## PROMPT
Determine the number of lines that have the string "size" in them, and give only that number.

=== DATA PROVIDED ===

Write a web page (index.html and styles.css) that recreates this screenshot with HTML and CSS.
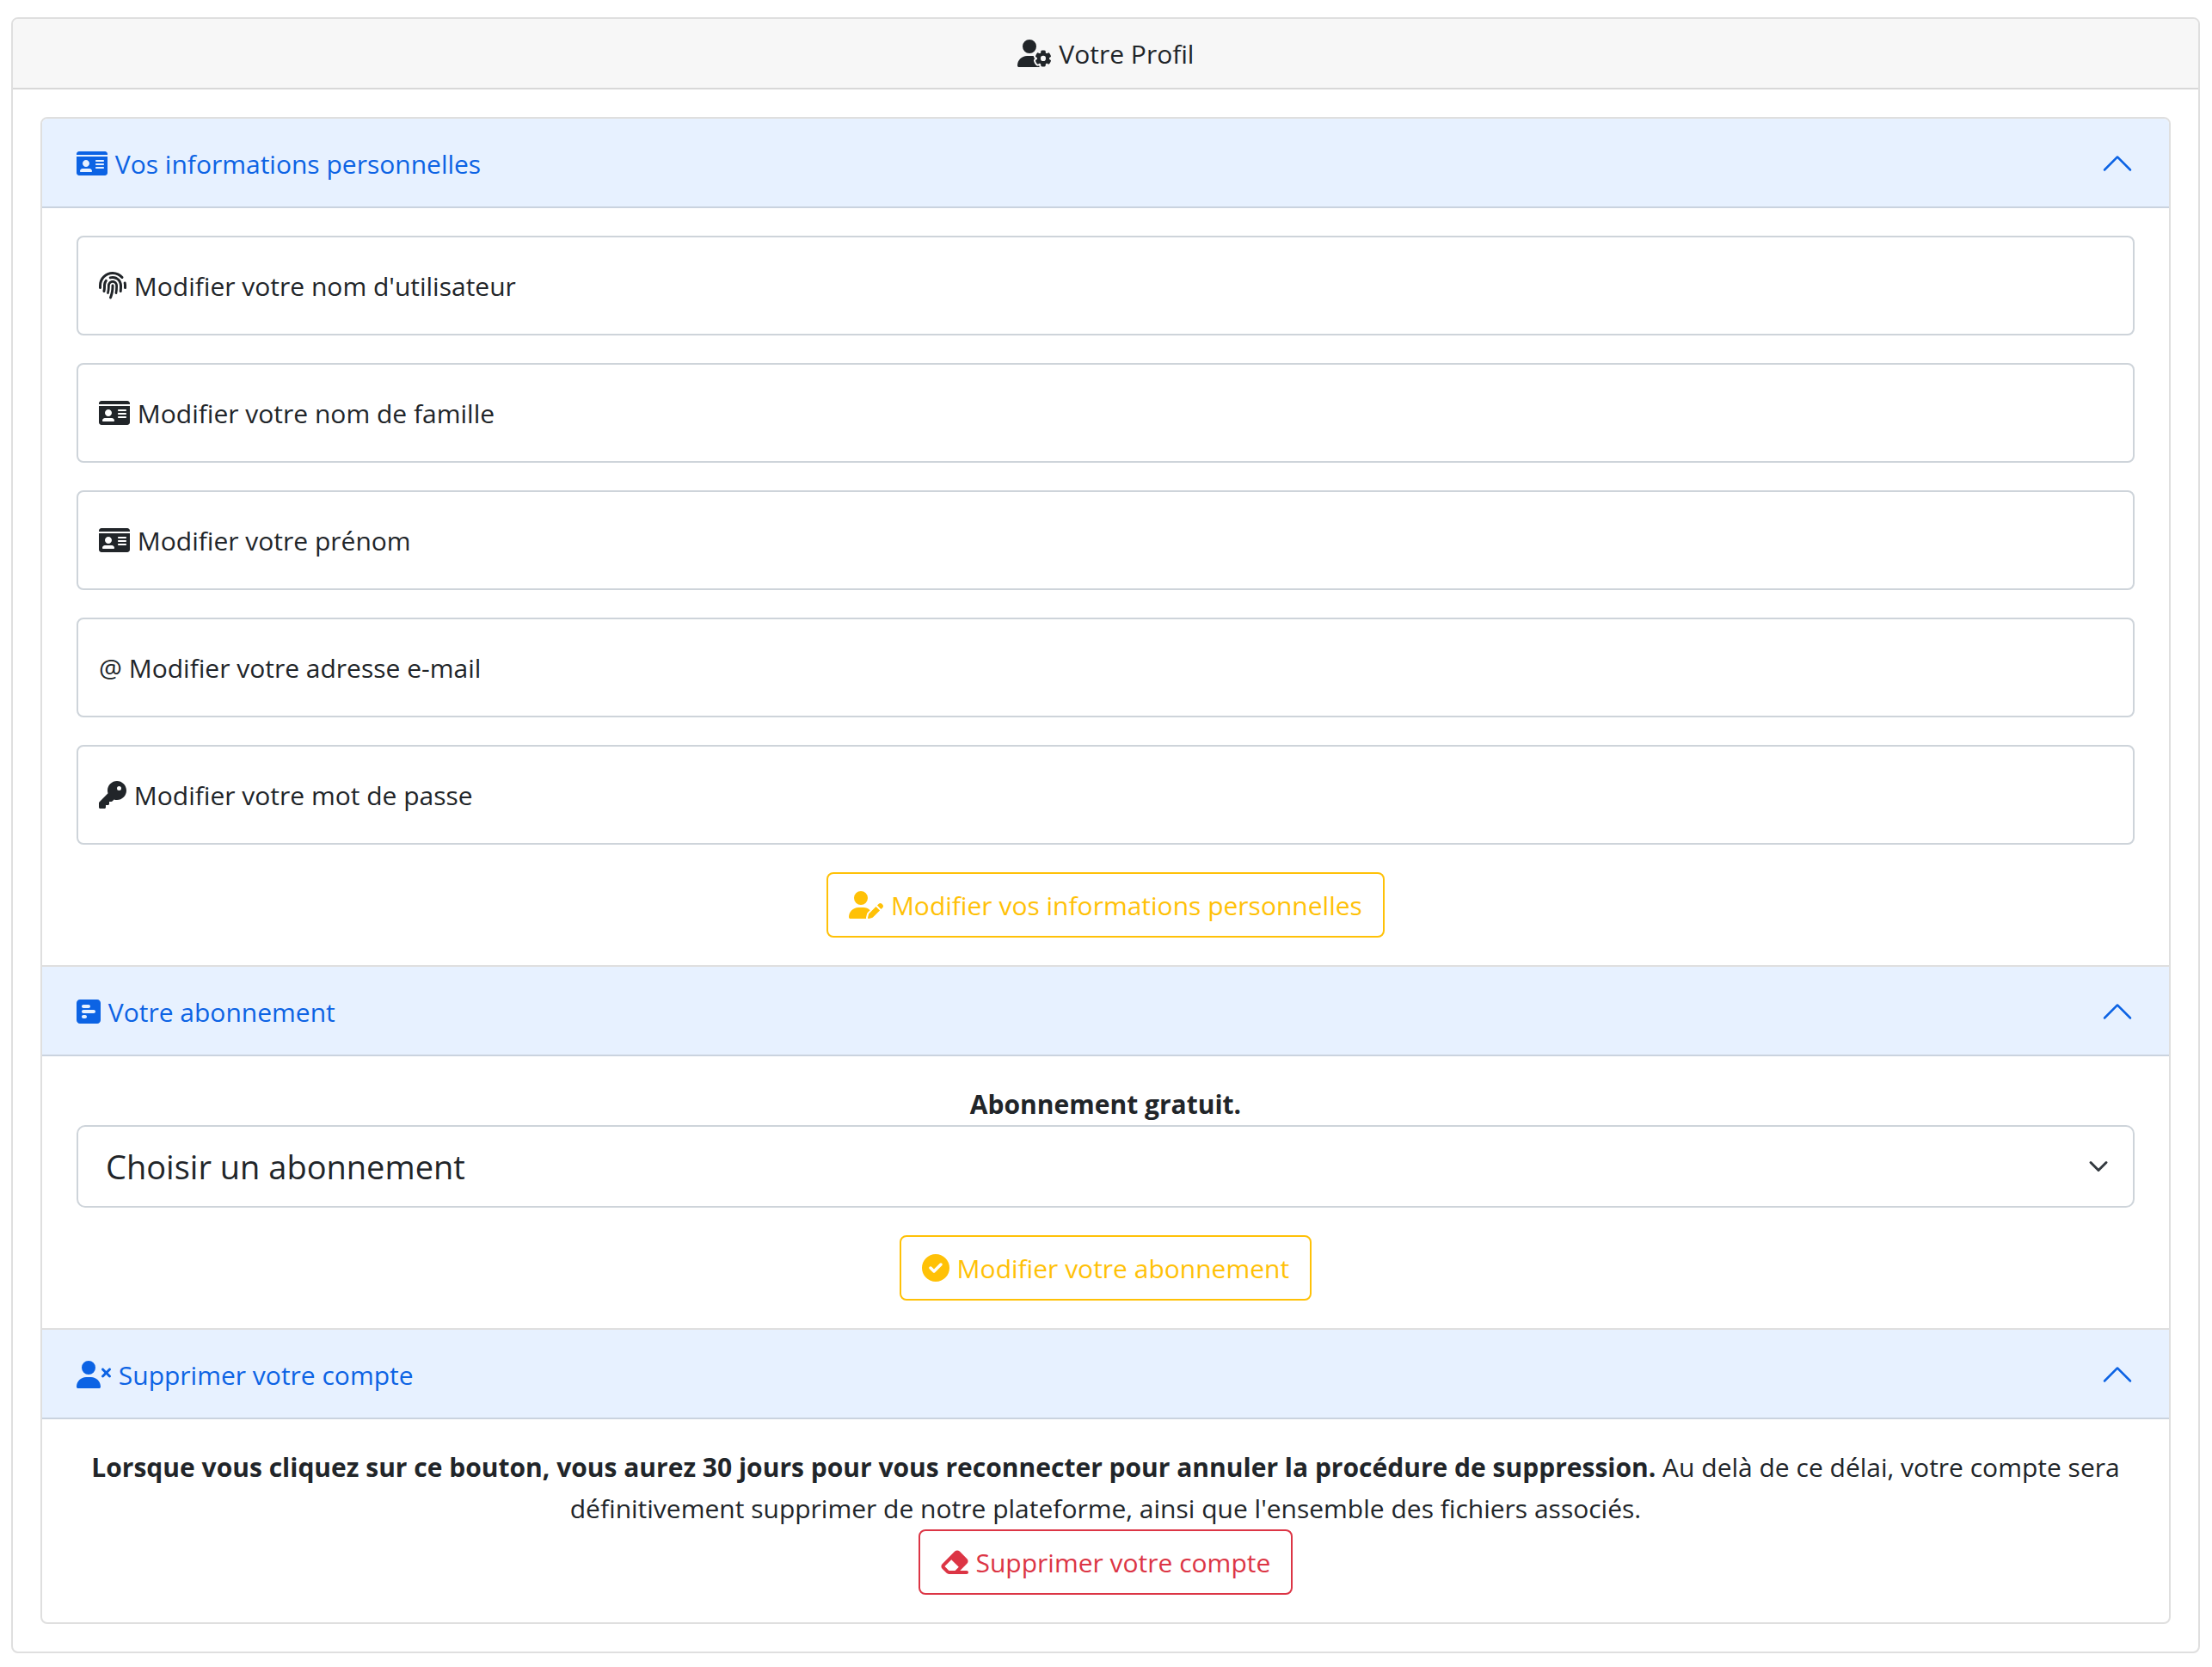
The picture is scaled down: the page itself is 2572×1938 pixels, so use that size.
FILE: index.html
```html
<!DOCTYPE html>
<html lang="fr">
<head>
<meta charset="utf-8">
<title>Votre Profil</title>
<link rel="stylesheet" href="styles.css">
</head>
<body>
<svg class="sprite" aria-hidden="true">
  <symbol id="user-gear" viewBox="0 0 640 512"><path d="M224 0a128 128 0 1 1 0 256A128 128 0 1 1 224 0zM178.3 304h91.4c11.8 0 23.4 1.2 34.5 3.3c-2.1 18.5 7.4 35.6 21.8 44.8c-16.6 10.6-26.7 31.6-20 53.3c4 12.9 9.4 25.5 16.4 37.6s15.2 23.1 24.4 33c15.7 16.9 39.6 18.4 57.2 8.7v.9c0 9.2 2.7 18.5 7.9 26.3H29.7C13.3 512 0 498.7 0 482.3C0 383.8 79.8 304 178.3 304zM436 218.2c0-7 4.5-13.3 11.3-14.8c10.5-2.4 21.5-3.7 32.7-3.7s22.2 1.3 32.7 3.7c6.8 1.5 11.3 7.8 11.3 14.8v17.7c0 7.8 4.8 14.8 11.6 18.7c6.8 3.9 15.1 4.5 21.8 .6l13.8-7.9c6.1-3.5 13.7-2.7 18.5 2.4c7.6 8.1 14.3 17.2 20.1 27.2s10.3 20.4 13.5 31c2.1 6.7-1.1 13.7-7.2 17.2l-14.4 8.3c-6.5 3.7-10 10.9-10 18.4s3.5 14.7 10 18.4l14.4 8.3c6.1 3.5 9.2 10.5 7.2 17.2c-3.3 10.6-7.8 21-13.5 31s-12.5 19.1-20.1 27.2c-4.8 5.1-12.5 5.9-18.5 2.4l-13.8-7.9c-6.7-3.9-15.1-3.3-21.8 .6c-6.8 3.9-11.6 10.9-11.6 18.7v17.7c0 7-4.5 13.3-11.3 14.8c-10.5 2.4-21.5 3.7-32.7 3.7s-22.2-1.3-32.7-3.7c-6.8-1.5-11.3-7.8-11.3-14.8V467.8c0-7.9-4.9-14.9-11.7-18.9c-6.8-3.9-15.2-4.5-22-.6l-13.5 7.8c-6.1 3.5-13.7 2.7-18.5-2.4c-7.6-8.1-14.3-17.2-20.1-27.2s-10.3-20.4-13.5-31c-2.1-6.7 1.1-13.7 7.2-17.2l14-8.1c6.5-3.8 10.1-11.1 10.1-18.6s-3.5-14.8-10.1-18.6l-14-8.1c-6.1-3.5-9.2-10.5-7.2-17.2c3.3-10.6 7.7-21 13.5-31s12.5-19.1 20.1-27.2c4.8-5.1 12.4-5.9 18.5-2.4l13.6 7.8c6.8 3.9 15.2 3.3 22-.6c6.9-3.9 11.7-11 11.7-18.9V218.2zm92.1 133.5a48.1 48.1 0 1 0 -96.1 0 48.1 48.1 0 1 0 96.1 0z"/></symbol>
  <symbol id="id-card" viewBox="0 0 576 512"><path d="M528 32h-480C21.49 32 0 53.49 0 80V96h576V80C576 53.49 554.5 32 528 32zM0 432C0 458.5 21.49 480 48 480h480c26.51 0 48-21.49 48-48V128H0V432zM368 192h128C504.8 192 512 199.2 512 208S504.8 224 496 224h-128C359.2 224 352 216.8 352 208S359.2 192 368 192zM368 256h128C504.8 256 512 263.2 512 272S504.8 288 496 288h-128C359.2 288 352 280.8 352 272S359.2 256 368 256zM368 320h128c8.836 0 16 7.164 16 16S504.8 352 496 352h-128c-8.836 0-16-7.164-16-16S359.2 320 368 320zM176 192c35.35 0 64 28.66 64 64s-28.65 64-64 64s-64-28.66-64-64S140.7 192 176 192zM112 352h128c26.51 0 48 21.49 48 48c0 8.836-7.164 16-16 16h-192C71.16 416 64 408.8 64 400C64 373.5 85.49 352 112 352z"/></symbol>
  <symbol id="fingerprint" viewBox="0 0 512 512"><path d="M48 256C48 141.1 141.1 48 256 48c63.1 0 119.6 28.1 157.8 72.5c8.6 10.1 23.8 11.2 33.8 2.6s11.2-23.8 2.6-33.8C403.3 34.6 333.7 0 256 0C114.6 0 0 114.6 0 256v40c0 13.3 10.7 24 24 24s24-10.7 24-24V256zm458.5-52.9c-2.7-13-15.5-21.3-28.4-18.5s-21.3 15.5-18.5 28.4c2.9 13.9 4.5 28.3 4.5 43.1v40c0 13.3 10.7 24 24 24s24-10.7 24-24V256c0-18.1-1.9-35.8-5.5-52.9zM256 80c-19 0-37.4 3-54.5 8.6c-15.2 5-18.7 23.7-8.3 35.9c7.1 8.3 18.8 10.8 29.4 7.9c10.6-2.9 21.8-4.4 33.4-4.4c70.7 0 128 57.3 128 128v24.9c0 25.2-1.5 50.3-4.4 75.3c-1.7 14.6 9.4 27.8 24.2 27.8c11.8 0 21.9-8.6 23.3-20.3c3.3-27.4 5-55 5-82.7V256c0-97.2-78.8-176-176-176zM150.7 148.7c-9.1-10.6-25.3-11.4-33.9-.4C93.7 178 80 215.4 80 256v24.9c0 24.2-2.6 48.4-7.8 71.9C68.8 368.4 80.1 384 96.1 384c10.5 0 19.9-7 22.2-17.3c6.4-28.1 9.7-56.8 9.7-85.8V256c0-27.2 8.5-52.4 22.9-73.1c7.2-10.4 8-24.6-.2-34.2zM256 160c-53 0-96 43-96 96v24.9c0 35.9-4.6 71.5-13.8 106.1c-3.8 14.3 6.7 29 21.5 29c9.5 0 17.9-6.2 20.4-15.4c10.5-39 15.9-79.2 15.9-119.7V256c0-28.7 23.3-52 52-52s52 23.3 52 52v24.9c0 36.3-3.5 72.4-10.4 107.9c-2.7 13.9 7.7 27.2 21.8 27.2c10.2 0 19-7 21-17c7.7-38.8 11.6-78.3 11.6-118.1V256c0-53-43-96-96-96zm24 96c0-13.3-10.7-24-24-24s-24 10.7-24 24v24.9c0 59.9-11 119.3-32.5 175.2l-5.9 15.3c-4.8 12.4 1.4 26.3 13.8 31s26.3-1.4 31-13.8l5.9-15.3C267.9 411.9 280 346.7 280 280.9V256z"/></symbol>
  <symbol id="key" viewBox="0 0 512 512"><path d="M336 352c97.2 0 176-78.8 176-176S433.2 0 336 0S160 78.8 160 176c0 18.7 2.9 36.8 8.3 53.7L7 391c-4.5 4.5-7 10.6-7 17v80c0 13.3 10.7 24 24 24h80c13.3 0 24-10.7 24-24V448h40c13.3 0 24-10.7 24-24V384h40c6.4 0 12.5-2.5 17-7l33.3-33.3c16.9 5.4 35 8.3 53.7 8.3zM376 96a40 40 0 1 1 0 80 40 40 0 1 1 0-80z"/></symbol>
  <symbol id="user-pen" viewBox="0 0 640 512"><path d="M224 256A128 128 0 1 0 224 0a128 128 0 1 0 0 256zm-45.7 48C79.8 304 0 383.8 0 482.3C0 498.7 13.3 512 29.7 512H322.8c-3.1-8.8-3.7-18.4-1.4-27.8l15-60.1c2.8-11.3 8.6-21.5 16.8-29.7l40.3-40.3c-32.1-31-75.7-50.1-123.9-50.1H178.3zm435.5-68.3c-15.6-15.6-40.9-15.6-56.6 0l-29.4 29.4 71 71 29.4-29.4c15.6-15.6 15.6-40.9 0-56.6l-14.4-14.4zM375.9 417c-4.1 4.1-7 9.2-8.4 14.9l-15 60.1c-1.4 5.5 .2 11.2 4.2 15.2s9.7 5.6 15.2 4.2l60.1-15c5.6-1.4 10.8-4.3 14.9-8.4L576.1 358.7l-71-71L375.9 417z"/></symbol>
  <symbol id="poll" viewBox="0 0 448 512"><path d="M448 96c0-35.3-28.7-64-64-64L64 32C28.7 32 0 60.7 0 96L0 416c0 35.3 28.7 64 64 64l320 0c35.3 0 64-28.7 64-64l0-320zM256 160c0 17.7-14.3 32-32 32l-96 0c-17.7 0-32-14.3-32-32s14.3-32 32-32l96 0c17.7 0 32 14.3 32 32zm64 64c17.7 0 32 14.3 32 32s-14.3 32-32 32l-192 0c-17.7 0-32-14.3-32-32s14.3-32 32-32l192 0zM192 352c0 17.7-14.3 32-32 32l-32 0c-17.7 0-32-14.3-32-32s14.3-32 32-32l32 0c17.7 0 32 14.3 32 32z"/></symbol>
  <symbol id="circle-check" viewBox="0 0 512 512"><path d="M256 512A256 256 0 1 0 256 0a256 256 0 1 0 0 512zM371.8 211.8C382.7 200.9 382.7 183.1 371.8 172.2C360.9 161.3 343.1 161.3 332.2 172.2L224 280.4L179.8 236.2C168.9 225.3 151.1 225.3 140.2 236.2C129.3 247.1 129.3 264.9 140.2 275.8L204.2 339.8C215.1 350.7 232.9 350.7 243.8 339.8L371.8 211.8z" fill-rule="evenodd"/></symbol>
  <symbol id="user-xmark" viewBox="0 0 640 512"><path d="M96 128a128 128 0 1 1 256 0A128 128 0 1 1 96 128zM0 482.3C0 383.8 79.8 304 178.3 304h91.4C368.2 304 448 383.8 448 482.3c0 16.4-13.3 29.7-29.7 29.7H29.7C13.3 512 0 498.7 0 482.3zM471 143c9.4-9.4 24.6-9.4 33.9 0l47 47 47-47c9.4-9.4 24.6-9.4 33.9 0s9.4 24.6 0 33.9l-47 47 47 47c9.4 9.4 9.4 24.6 0 33.9s-24.6 9.4-33.9 0l-47-47-47 47c-9.4 9.4-24.6 9.4-33.9 0s-9.4-24.6 0-33.9l47-47-47-47c-9.4-9.4-9.4-24.6 0-33.9z"/></symbol>
  <symbol id="eraser" viewBox="0 0 512 512"><path d="M480 416C497.7 416 512 430.3 512 448C512 465.7 497.7 480 480 480H150.6C133.7 480 117.4 473.3 105.4 461.3L25.37 381.3C.3786 356.3 .3786 315.7 25.37 290.7L258.7 57.37C283.7 32.38 324.3 32.38 349.3 57.37L486.6 194.7C511.6 219.7 511.6 260.3 486.6 285.3L355.9 416H480zM265.4 416L332.7 348.7L195.3 211.3L70.63 336L150.6 416L265.4 416z" fill-rule="evenodd"/></symbol>
  <symbol id="chevron" viewBox="0 0 16 16"><path fill-rule="evenodd" d="M14.354 11.354a.5.5 0 0 1-.708 0L8 5.707l-5.646 5.647a.5.5 0 0 1-.708-.708l6-6a.5.5 0 0 1 .708 0l6 6a.5.5 0 0 1 0 .708z"/></symbol>
</svg>

<main class="card">
  <h1 class="card-header"><svg class="icon icon-xl"><use href="#user-gear"/></svg> Votre Profil</h1>
  <div class="card-body">
    <div class="accordion">

      <section class="accordion-item">
        <h2 class="accordion-header">
          <button class="accordion-button" type="button" aria-expanded="true" aria-controls="panel-infos">
            <span class="accordion-title"><svg class="icon icon-lg"><use href="#id-card"/></svg> Vos informations personnelles</span>
            <svg class="chevron"><use href="#chevron"/></svg>
          </button>
        </h2>
        <form class="accordion-body fields" id="panel-infos">
          <div class="field">
            <input class="field-input" type="text" id="username">
            <label class="field-label" for="username"><svg class="icon"><use href="#fingerprint"/></svg> Modifier votre nom d'utilisateur</label>
          </div>
          <div class="field">
            <input class="field-input" type="text" id="lastname">
            <label class="field-label" for="lastname"><svg class="icon icon-lg"><use href="#id-card"/></svg> Modifier votre nom de famille</label>
          </div>
          <div class="field">
            <input class="field-input" type="text" id="firstname">
            <label class="field-label" for="firstname"><svg class="icon icon-lg"><use href="#id-card"/></svg> Modifier votre prénom</label>
          </div>
          <div class="field">
            <input class="field-input" type="email" id="email">
            <label class="field-label" for="email">@ Modifier votre adresse e-mail</label>
          </div>
          <div class="field">
            <input class="field-input" type="password" id="password">
            <label class="field-label" for="password"><svg class="icon"><use href="#key"/></svg> Modifier votre mot de passe</label>
          </div>
          <button class="btn btn-warning" type="submit"><svg class="icon icon-xl"><use href="#user-pen"/></svg> Modifier vos informations personnelles</button>
        </form>
      </section>

      <section class="accordion-item">
        <h2 class="accordion-header">
          <button class="accordion-button" type="button" aria-expanded="true" aria-controls="panel-plan">
            <span class="accordion-title"><svg class="icon icon-sm"><use href="#poll"/></svg> Votre abonnement</span>
            <svg class="chevron"><use href="#chevron"/></svg>
          </button>
        </h2>
        <form class="accordion-body" id="panel-plan">
          <label class="plan-label" for="plan">Abonnement gratuit.</label>
          <select class="select" id="plan">
            <option>Choisir un abonnement</option>
          </select>
          <button class="btn btn-warning" type="submit"><svg class="icon"><use href="#circle-check"/></svg> Modifier votre abonnement</button>
        </form>
      </section>

      <section class="accordion-item">
        <h2 class="accordion-header">
          <button class="accordion-button" type="button" aria-expanded="true" aria-controls="panel-delete">
            <span class="accordion-title"><svg class="icon icon-xl"><use href="#user-xmark"/></svg> Supprimer votre compte</span>
            <svg class="chevron"><use href="#chevron"/></svg>
          </button>
        </h2>
        <div class="accordion-body" id="panel-delete">
          <p class="notice"><strong>Lorsque vous cliquez sur ce bouton, vous aurez 30 jours pour vous reconnecter pour annuler la procédure de suppression.</strong> Au delà de ce délai, votre compte sera définitivement supprimer de notre plateforme, ainsi que l'ensemble des fichiers associés.</p>
          <button class="btn btn-danger" type="button"><svg class="icon"><use href="#eraser"/></svg> Supprimer votre compte</button>
        </div>
      </section>

    </div>
  </div>
</main>
</body>
</html>
```
FILE: styles.css
```css
*,
*::before,
*::after {
  box-sizing: border-box;
}

body {
  margin: 0;
  padding: 20px 14px 16px 13px;
  background: #fff;
  color: #212529;
  font-family: "Open Sans", "Noto Sans", sans-serif;
  font-size: 30px;
  line-height: 48px;
}

h1,
h2,
p {
  margin: 0;
  font-size: inherit;
  font-weight: 400;
}

button,
input,
select {
  margin: 0;
  font: inherit;
  color: inherit;
}

.sprite {
  display: none;
}

.icon {
  width: 32px;
  height: 32px;
  margin-right: 1px;
  fill: currentColor;
  vertical-align: -4px;
}

.icon-sm {
  width: 28px;
}

.icon-lg {
  width: 36px;
}

.icon-xl {
  width: 40px;
}

.card {
  border: 2px solid #dfdfdf;
  border-radius: 8px;
  overflow: hidden;
}

.card-header {
  padding: 17px 32px 15px;
  border-bottom: 2px solid #d8d8d8;
  background: #f7f7f7;
  text-align: center;
}

.card-body {
  padding: 32px;
}

.accordion {
  border: 2px solid #dfdfdf;
  border-radius: 8px;
  overflow: hidden;
}

.accordion-item + .accordion-item {
  border-top: 2px solid #dfdfdf;
}

.accordion-button {
  display: flex;
  align-items: center;
  justify-content: space-between;
  width: 100%;
  height: 104px;
  padding: 0 40px;
  border: 0;
  background: #e7f1ff;
  box-shadow: inset 0 -2px 0 #cad3df;
  color: #0c63e4;
  text-align: left;
}

.accordion-title {
  padding-top: 2px;
}

.chevron {
  flex: none;
  width: 40px;
  height: 40px;
  fill: currentColor;
}

.accordion-body {
  display: flex;
  flex-direction: column;
  align-items: center;
  padding: 32px 40px;
}

.fields {
  gap: 32px;
}

.field {
  display: grid;
  align-items: center;
  align-self: stretch;
}

.field-input,
.field-label {
  grid-area: 1 / 1;
}

.field-input {
  width: 100%;
  height: 116px;
  padding: 32px 24px;
  border: 2px solid #ced4da;
  border-radius: 8px;
  background: #fff;
}

.field-label {
  padding: 2px 26px 0;
  pointer-events: none;
}

.btn {
  padding: 13px 24px 11px;
  border: 2px solid currentColor;
  border-radius: 8px;
  background: transparent;
}

.btn-warning {
  color: #ffc107;
}

.btn-danger {
  color: #dc3545;
}

.plan-label {
  font-weight: 700;
}

.select {
  appearance: none;
  width: 100%;
  margin-bottom: 32px;
  padding: 16px 96px 16px 32px;
  border: 2px solid #ced4da;
  border-radius: 10px;
  background: #fff url("data:image/svg+xml,%3csvg xmlns='http://www.w3.org/2000/svg' viewBox='0 0 16 16'%3e%3cpath fill='none' stroke='%23343a40' stroke-linecap='round' stroke-linejoin='round' stroke-width='2' d='m2 5 6 6 6-6'/%3e%3c/svg%3e") no-repeat right 24px center / 32px 24px;
  font-size: 38px;
  line-height: 60px;
}

.notice {
  text-align: center;
}
```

===

## RESULT OF THIS TASK
4